Insider guarantees in corporate finance An economic analysis of Dutch, US and German law

Open Access
Authors
Supervisors
Award date 17-01-2020
Number of pages 331
Organisations
  • Faculty of Law (FdR) - Centre for the Study of European Contract Law (CSECL)
  • Faculty of Law (FdR)
  • Interfacultary Research
Abstract
Insider guarantees play a crucial role in both the structuring of lending transactions of small and medium enterprises (SMEs), in which situation a private person who is shareholder or director of the enterprise often guarantees business debts towards a professional creditor such as the main bank, and in the structuring of large corporate groups, in which group companies often guarantee each other’s debts towards a major lender. The dynamics involved in both situations are however underexposed in legal literature.
The guarantee relationship in corporate finance often leads to efficiency gains by influencing the behavior of guarantor and debtor. This function deserves close scrutiny as changing the behavior of debtor and guarantor is likely to have effect on outsiders to the guarantee relationship.

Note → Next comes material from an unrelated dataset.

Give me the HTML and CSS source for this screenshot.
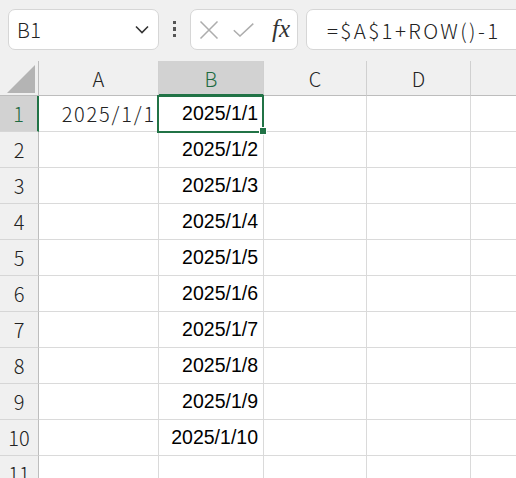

The guarantee relationship is prone to opportunistic use towards both insiders and outsiders of the relationship. This book especially breaks new ground in the analysis of opportunistic use towards outsiders of the relationship. Two main types of such opportunistic use are opaque priority structures and covert insider dealing. German, Dutch and US law regulate opaque priority structures only to a limited extent and need substantial improvement. Covert insider dealing through guarantees, of which the most obvious example is a shareholder or director who influences or represents the company in making payments on debts guaranteed by him or her or by a group company, is somewhat regulated under German and US law but both could do with improvement. Dutch law hardly regulates this and needs substantial improvement.